Events from the year 1713 in Canada.

Incumbents
French Monarch: Louis XIV
British and Irish Monarch: Anne

Governors
Governor General of New France: Philippe de Rigaud Vaudreuil
Colonial Governor of Louisiana: Jean-Baptiste Le Moyne de Bienville then Antoine de la Mothe Cadillac
Governor of Nova Scotia: Francis Nicholson
Governor of Plaisance: Philippe Pastour de Costebelle

Events
 The Treaty of Utrecht. The French cede Newfoundland and the Hudson Bay region. They retain Cape Breton Island and Île Saint-Jean (Prince Edward Island).
 Treaty of Utrecht cedes French Acadia, Newfoundland, Hudson Bay and the "country of the Iroquois" to England.
 The Treaty of Utrecht ends Queen Anne's War, confirming British possession of Hudson Bay, Newfoundland and Acadia (except Île-Royale Cape Breton Island).
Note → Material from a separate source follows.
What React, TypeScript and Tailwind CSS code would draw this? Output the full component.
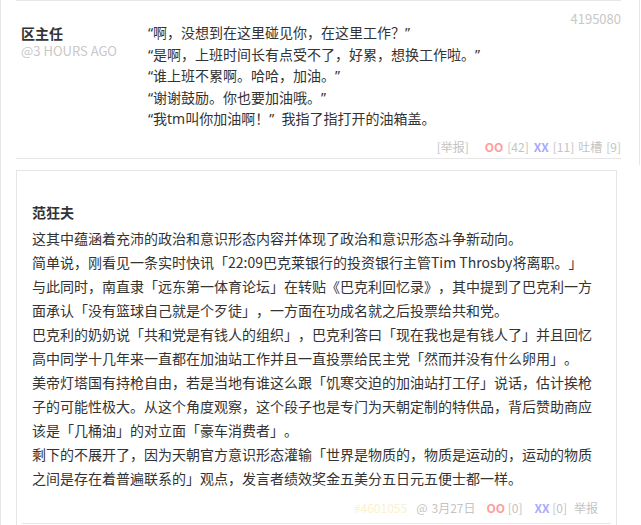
const first = [
  "“啊，没想到在这里碰见你，在这里工作？”",
  "“是啊，上班时间长有点受不了，好累，想换工作啦。”",
  "“谁上班不累啊。哈哈，加油。”",
  "“谢谢鼓励。你也要加油哦。”",
  "“我tm叫你加油啊！”\u00a0\u00a0我指了指打开的油箱盖。",
];

const second = [
  "这其中蕴涵着充沛的政治和意识形态内容并体现了政治和意识形态斗争新动向。",
  "简单说，刚看见一条实时快讯「22:09巴克莱银行的投资银行主管Tim Throsby将离职。」",
  "与此同时，南直隶「远东第一体育论坛」在转贴《巴克利回忆录》，其中提到了巴克利一方面承认「没有篮球自己就是个歹徒」，一方面在功成名就之后投票给共和党。",
  "巴克利的奶奶说「共和党是有钱人的组织」，巴克利答曰「现在我也是有钱人了」并且回忆高中同学十几年来一直都在加油站工作并且一直投票给民主党「然而并没有什么卵用」。",
  "美帝灯塔国有持枪自由，若是当地有谁这么跟「饥寒交迫的加油站打工仔」说话，估计挨枪子的可能性极大。从这个角度观察，这个段子也是专门为天朝定制的特供品，背后赞助商应该是「几桶油」的对立面「豪车消费者」。",
  "剩下的不展开了，因为天朝官方意识形态灌输「世界是物质的，物质是运动的，运动的物质之间是存在着普遍联系的」观点，发言者绩效奖金五美分五日元五便士都一样。",
];

export default function App() {
  return (
    <div className="h-[525px] w-[641px] overflow-hidden border-l border-[#e6e6e6] bg-white font-['Noto_Sans_CJK_SC',sans-serif] text-[#333] [text-spacing-trim:space-all]">
      {/* Comment */}
      <div className="h-[165px] w-[639px] border-r border-[#e6e6e6] pl-[15px] pr-[18px]">
        <div className="flex h-[159px] border-y border-[#e6e6e6]">
          <div className="w-[132px] shrink-0 pl-[5px] pt-[25px]">
            <div className="text-[14px] font-bold leading-[15px] text-[#333]">区主任</div>
            <div className="mt-[2px] text-[13px] leading-[16px] text-[#c8c8c8]">@3 HOURS AGO</div>
          </div>

          <div className="relative flex-1 pt-[21px]">
            <span className="absolute right-0 top-[9px] text-[13px] leading-[18px] text-[#c8c8c8]">
              4195080
            </span>
            <div className="font-['Noto_Sans','Noto_Sans_CJK_SC',sans-serif] text-[14px] leading-[21.5px]">
              {first.map((line) => (
                <p key={line}>{line}</p>
              ))}
            </div>
            <div className="mt-[8.5px] flex justify-end text-[12px] leading-[18px] text-[#c4c4c4]">
              <span>[举报]</span>
              <span className="ml-[16px] font-bold text-[#ff9c9c]">OO</span>
              <span className="ml-[4px]">[42]</span>
              <span className="ml-[5px] font-bold text-[#a9a9ff]">XX</span>
              <span className="ml-[4px]">[11]</span>
              <span className="ml-[4px]">吐槽</span>
              <span className="ml-[4px]">[9]</span>
            </div>
          </div>
        </div>
      </div>

      {/* Quoted */}
      <div className="ml-[15px] mt-[5px] w-[601px] border border-[#e6e6e6] p-[5px]">
        <div className="border-b border-[#e6e6e6] px-[10px] pb-[6px] pt-[27px]">
          <div className="text-[14px] font-bold leading-[18px]">范狂夫</div>
          <div className="mt-[5px] text-[14px] leading-[24px]">
            {second.map((p) => (
              <p key={p}>{p}</p>
            ))}
          </div>
          <div className="mt-[9px] pr-[3px] text-right text-[12px] leading-[18px] text-[#c4c4c4]">
            <span className="text-[#faf1cf]">#4601055</span>
            <span className="ml-[9px]">@</span>
            <span className="ml-[4px]">3月27日</span>
            <span className="ml-[11px] font-bold text-[#ff9c9c]">OO</span> [0]
            <span className="ml-[12px] font-bold text-[#a9a9ff]">XX</span> [0]
            <span className="ml-[7px]">举报</span>
          </div>
        </div>
      </div>
    </div>
  );
}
France starts building Fortress Louisbourg near the eastern tip of Île-Royale.

Births
 Jean Baptiste de La Vérendrye born September 3, the eldest son of Pierre Gaultier de Varennes, sieur de La Vérendrye (died 1736).
 Michel Bénard, councillor of the conseil souverain.

Deaths
There were no relevant deaths during this year in Canada.